● **Exercise**:
Print all of the lines exactly. Any picture among them stays out.

● **Dataset excerpt**:
┄┄┄┄┄┄

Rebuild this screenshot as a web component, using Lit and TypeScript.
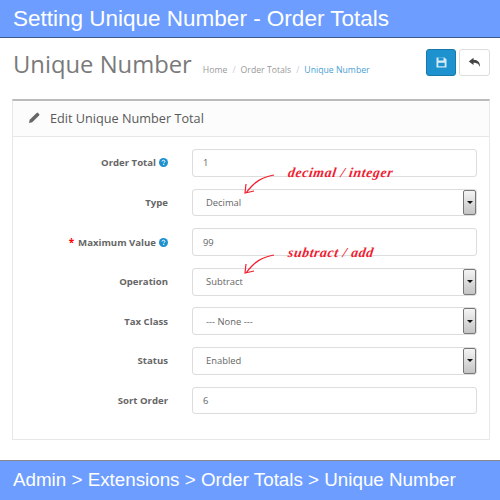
import { LitElement, html, css, nothing } from "lit";
import { customElement } from "lit/decorators.js";

const help = html`<svg class="help" viewBox="0 0 10 10" width="9" height="9"><circle cx="5" cy="5" r="5" fill="#1e91cf"/><path d="M3.4 3.9C3.5 2.9 4.2 2.5 5 2.5c.9 0 1.6.5 1.6 1.3 0 1.2-1.3 1.1-1.3 2.1" fill="none" stroke="#fff" stroke-width="1.1"/><rect x="4.6" y="6.6" width="1.3" height="1.2" fill="#fff"/></svg>`;

const rows = [
  { label: "Order Total", value: "1", help: true },
  { label: "Type", value: "Decimal", select: true },
  { label: "Maximum Value", value: "99", help: true, req: true },
  { label: "Operation", value: "Subtract", select: true },
  { label: "Tax Class", value: "--- None ---", select: true },
  { label: "Status", value: "Enabled", select: true },
  { label: "Sort Order", value: "6" },
];

@customElement("app-root")
export class AppRoot extends LitElement {
  static styles = css`
    :host { display: block; width: 500px; height: 500px; position: relative; overflow: hidden; background: #fff; font-family: "Open Sans", sans-serif; color: #666; }
    .page { display: flex; flex-direction: column; height: 500px; }
    .banner { background: #6d9eff; color: #fff; font-family: "Liberation Sans", sans-serif; font-size: 22.5px; height: 37px; line-height: 37px; padding-left: 13px; border-bottom: 1px solid #3d5a8a; white-space: nowrap; }
    .head { display: flex; align-items: flex-start; height: 61px; padding: 10px 10px 0 13px; box-sizing: border-box; }
    h1 { margin: 0; font-size: 23.8px; font-weight: 400; line-height: 32px; color: #7a7a7a; white-space: nowrap; }
    .crumbs { display: flex; gap: 5px; font-size: 8.7px; margin: 16px 0 0 11px; color: #999; white-space: nowrap; line-height: 12px; }
    .crumbs .sep { color: #ccc; }
    .crumbs .cur { color: #4a9fd4; }
    .btns { margin-left: auto; display: flex; gap: 3px; }
    .btn { width: 30px; height: 27px; border-radius: 3px; display: flex; align-items: center; justify-content: center; box-sizing: border-box; margin-top: 1px; }
    .save { background: #1e91cf; border: 1px solid #1978ab; }
    .back { background: #fff; border: 1px solid #ddd; width: 31px; }
    .panel { margin: 0 10px 0 12px; height: 341px; border: 1px solid #e8e8e8; border-top: 2px solid #bbb; box-sizing: border-box; display: flex; flex-direction: column; }
    .phead { height: 33px; padding-bottom: 2px; background: #fcfcfc; border-bottom: 1px solid #e8e8e8; display: flex; align-items: center; padding-left: 16px; gap: 10px; font-size: 12.7px; color: #595959; white-space: nowrap; box-sizing: content-box; }
    .form { display: grid; grid-auto-rows: 27.8px; row-gap: 11.8px; padding: 12px 12px 0 0; }
    .row { display: grid; grid-template-columns: 179px 1fr; align-items: center; }
    label { display: flex; justify-content: flex-end; align-items: center; gap: 3px; font-size: 9.6px; font-weight: 700; color: #666; white-space: nowrap; padding-right: 24px; }
    .req { color: #f00; margin-right: 1px; font-size: 10px; }
    .help { margin-left: 0; }
    .field { height: 100%; border: 1px solid #ddd; border-radius: 3px; display: flex; align-items: center; padding-left: 10px; font-size: 9.4px; color: #666; box-sizing: border-box; position: relative; box-shadow: inset 0 0 1px #eee; }
    .field.sel { padding-left: 13px; }
    .arrow { position: absolute; right: 0; top: 0; bottom: 0; width: 13px; border: 1px solid #777; border-radius: 2px; background: linear-gradient(#f4f4f4, #c4c4c4); display: flex; align-items: center; justify-content: center; box-sizing: border-box; }
    .arrow i { width: 0; height: 0; border: 3px solid transparent; border-top: 3px solid #111; border-bottom: 0; }
    .footer { margin-top: auto; height: 40px; background: #6d9eff; border-top: 1px solid #888; color: #fff; font-family: "Liberation Sans", sans-serif; font-size: 18.8px; line-height: 37px; padding-left: 13px; box-sizing: border-box; white-space: nowrap; }
    .note { position: absolute; color: #f02030; font-family: "Liberation Serif", serif; font-style: italic; font-weight: 700; font-size: 13.8px; letter-spacing: 0.6px; white-space: nowrap; transform: skewX(-8deg); line-height: 16px; }
    .n1 { left: 288px; top: 165px; }
    .n2 { left: 288px; top: 245px; }
    .arrows { position: absolute; left: 0; top: 0; pointer-events: none; }
  `;

  render() {
    return html`
      <div class="page">
        <div class="banner">Setting Unique Number - Order Totals</div>
        <div class="head">
          <h1>Unique Number</h1>
          <div class="crumbs"><span>Home</span><span class="sep">/</span><span>Order Totals</span><span class="sep">/</span><span class="cur">Unique Number</span></div>
          <div class="btns">
            <div class="btn save"><svg width="11" height="11" viewBox="0 0 11 11"><path d="M.5.5h8l2 2v8H.5z" fill="#d5ecf8"/><rect x="2.5" y=".5" width="5" height="3" fill="#1e91cf"/><rect x="2.3" y="5.8" width="6.4" height="3.5" fill="#1e91cf"/></svg></div>
            <div class="btn back"><svg width="13" height="11" viewBox="0 0 13 11"><path d="M5.5.8.8 4.4l4.7 3.6V5.7c3 0 5 .6 6.4 4.2.5-4.4-2-7-6.4-7.1z" fill="#444"/></svg></div>
          </div>
        </div>
        <div class="panel">
          <div class="phead"><svg width="11" height="11" viewBox="0 0 11 11"><path d="M0 11l.7-3.2L7.6.9a1 1 0 0 1 1.4 0l1.1 1.1a1 1 0 0 1 0 1.4L3.2 10.3z" fill="#666"/></svg><span>Edit Unique Number Total</span></div>
          <div class="form">
            ${rows.map((r) => html`
              <div class="row">
                <label>${r.req ? html`<span class="req">*</span>` : nothing}${r.label}${r.help ? help : nothing}</label>
                <div class="field ${r.select ? "sel" : ""}">${r.value}${r.select ? html`<div class="arrow"><i></i></div>` : nothing}</div>
              </div>`)}
          </div>
        </div>
        <div class="footer">Admin &gt; Extensions &gt; Order Totals &gt; Unique Number</div>
      </div>
      <div class="note n1">decimal / integer</div>
      <div class="note n2">subtract / add</div>
      <svg class="arrows" width="500" height="500" viewBox="0 0 500 500" fill="none" stroke="#f02030" stroke-width="1.2">
        <path d="M274 175c-12 2-20 7-28 18M246 184l-1 9 9-2"/>
        <path d="M274 255c-12 2-20 7-28 18M246 264l-1 9 9-2"/>
      </svg>
    `;
  }
}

┄┄┄┄┄┄

● **Worked solution**:
Rebuild this screenshot as a web component, using Lit and TypeScript.
import { LitElement, html, css, nothing } from "lit";
import { customElement } from "lit/decorators.js";

const help = html`<svg class="help" viewBox="0 0 10 10" width="9" height="9"><circle cx="5" cy="5" r="5" fill="#1e91cf"/><path d="M3.4 3.9C3.5 2.9 4.2 2.5 5 2.5c.9 0 1.6.5 1.6 1.3 0 1.2-1.3 1.1-1.3 2.1" fill="none" stroke="#fff" stroke-width="1.1"/><rect x="4.6" y="6.6" width="1.3" height="1.2" fill="#fff"/></svg>`;

const rows = [
  { label: "Order Total", value: "1", help: true },
  { label: "Type", value: "Decimal", select: true },
  { label: "Maximum Value", value: "99", help: true, req: true },
  { label: "Operation", value: "Subtract", select: true },
  { label: "Tax Class", value: "--- None ---", select: true },
  { label: "Status", value: "Enabled", select: true },
  { label: "Sort Order", value: "6" },
];

@customElement("app-root")
export class AppRoot extends LitElement {
  static styles = css`
    :host { display: block; width: 500px; height: 500px; position: relative; overflow: hidden; background: #fff; font-family: "Open Sans", sans-serif; color: #666; }
    .page { display: flex; flex-direction: column; height: 500px; }
    .banner { background: #6d9eff; color: #fff; font-family: "Liberation Sans", sans-serif; font-size: 22.5px; height: 37px; line-height: 37px; padding-left: 13px; border-bottom: 1px solid #3d5a8a; white-space: nowrap; }
    .head { display: flex; align-items: flex-start; height: 61px; padding: 10px 10px 0 13px; box-sizing: border-box; }
    h1 { margin: 0; font-size: 23.8px; font-weight: 400; line-height: 32px; color: #7a7a7a; white-space: nowrap; }
    .crumbs { display: flex; gap: 5px; font-size: 8.7px; margin: 16px 0 0 11px; color: #999; white-space: nowrap; line-height: 12px; }
    .crumbs .sep { color: #ccc; }
    .crumbs .cur { color: #4a9fd4; }
    .btns { margin-left: auto; display: flex; gap: 3px; }
    .btn { width: 30px; height: 27px; border-radius: 3px; display: flex; align-items: center; justify-content: center; box-sizing: border-box; margin-top: 1px; }
    .save { background: #1e91cf; border: 1px solid #1978ab; }
    .back { background: #fff; border: 1px solid #ddd; width: 31px; }
    .panel { margin: 0 10px 0 12px; height: 341px; border: 1px solid #e8e8e8; border-top: 2px solid #bbb; box-sizing: border-box; display: flex; flex-direction: column; }
    .phead { height: 33px; padding-bottom: 2px; background: #fcfcfc; border-bottom: 1px solid #e8e8e8; display: flex; align-items: center; padding-left: 16px; gap: 10px; font-size: 12.7px; color: #595959; white-space: nowrap; box-sizing: content-box; }
    .form { display: grid; grid-auto-rows: 27.8px; row-gap: 11.8px; padding: 12px 12px 0 0; }
    .row { display: grid; grid-template-columns: 179px 1fr; align-items: center; }
    label { display: flex; justify-content: flex-end; align-items: center; gap: 3px; font-size: 9.6px; font-weight: 700; color: #666; white-space: nowrap; padding-right: 24px; }
    .req { color: #f00; margin-right: 1px; font-size: 10px; }
    .help { margin-left: 0; }
    .field { height: 100%; border: 1px solid #ddd; border-radius: 3px; display: flex; align-items: center; padding-left: 10px; font-size: 9.4px; color: #666; box-sizing: border-box; position: relative; box-shadow: inset 0 0 1px #eee; }
    .field.sel { padding-left: 13px; }
    .arrow { position: absolute; right: 0; top: 0; bottom: 0; width: 13px; border: 1px solid #777; border-radius: 2px; background: linear-gradient(#f4f4f4, #c4c4c4); display: flex; align-items: center; justify-content: center; box-sizing: border-box; }
    .arrow i { width: 0; height: 0; border: 3px solid transparent; border-top: 3px solid #111; border-bottom: 0; }
    .footer { margin-top: auto; height: 40px; background: #6d9eff; border-top: 1px solid #888; color: #fff; font-family: "Liberation Sans", sans-serif; font-size: 18.8px; line-height: 37px; padding-left: 13px; box-sizing: border-box; white-space: nowrap; }
    .note { position: absolute; color: #f02030; font-family: "Liberation Serif", serif; font-style: italic; font-weight: 700; font-size: 13.8px; letter-spacing: 0.6px; white-space: nowrap; transform: skewX(-8deg); line-height: 16px; }
    .n1 { left: 288px; top: 165px; }
    .n2 { left: 288px; top: 245px; }
    .arrows { position: absolute; left: 0; top: 0; pointer-events: none; }
  `;

  render() {
    return html`
      <div class="page">
        <div class="banner">Setting Unique Number - Order Totals</div>
        <div class="head">
          <h1>Unique Number</h1>
          <div class="crumbs"><span>Home</span><span class="sep">/</span><span>Order Totals</span><span class="sep">/</span><span class="cur">Unique Number</span></div>
          <div class="btns">
            <div class="btn save"><svg width="11" height="11" viewBox="0 0 11 11"><path d="M.5.5h8l2 2v8H.5z" fill="#d5ecf8"/><rect x="2.5" y=".5" width="5" height="3" fill="#1e91cf"/><rect x="2.3" y="5.8" width="6.4" height="3.5" fill="#1e91cf"/></svg></div>
            <div class="btn back"><svg width="13" height="11" viewBox="0 0 13 11"><path d="M5.5.8.8 4.4l4.7 3.6V5.7c3 0 5 .6 6.4 4.2.5-4.4-2-7-6.4-7.1z" fill="#444"/></svg></div>
          </div>
        </div>
        <div class="panel">
          <div class="phead"><svg width="11" height="11" viewBox="0 0 11 11"><path d="M0 11l.7-3.2L7.6.9a1 1 0 0 1 1.4 0l1.1 1.1a1 1 0 0 1 0 1.4L3.2 10.3z" fill="#666"/></svg><span>Edit Unique Number Total</span></div>
          <div class="form">
            ${rows.map((r) => html`
              <div class="row">
                <label>${r.req ? html`<span class="req">*</span>` : nothing}${r.label}${r.help ? help : nothing}</label>
                <div class="field ${r.select ? "sel" : ""}">${r.value}${r.select ? html`<div class="arrow"><i></i></div>` : nothing}</div>
              </div>`)}
          </div>
        </div>
        <div class="footer">Admin &gt; Extensions &gt; Order Totals &gt; Unique Number</div>
      </div>
      <div class="note n1">decimal / integer</div>
      <div class="note n2">subtract / add</div>
      <svg class="arrows" width="500" height="500" viewBox="0 0 500 500" fill="none" stroke="#f02030" stroke-width="1.2">
        <path d="M274 175c-12 2-20 7-28 18M246 184l-1 9 9-2"/>
        <path d="M274 255c-12 2-20 7-28 18M246 264l-1 9 9-2"/>
      </svg>
    `;
  }
}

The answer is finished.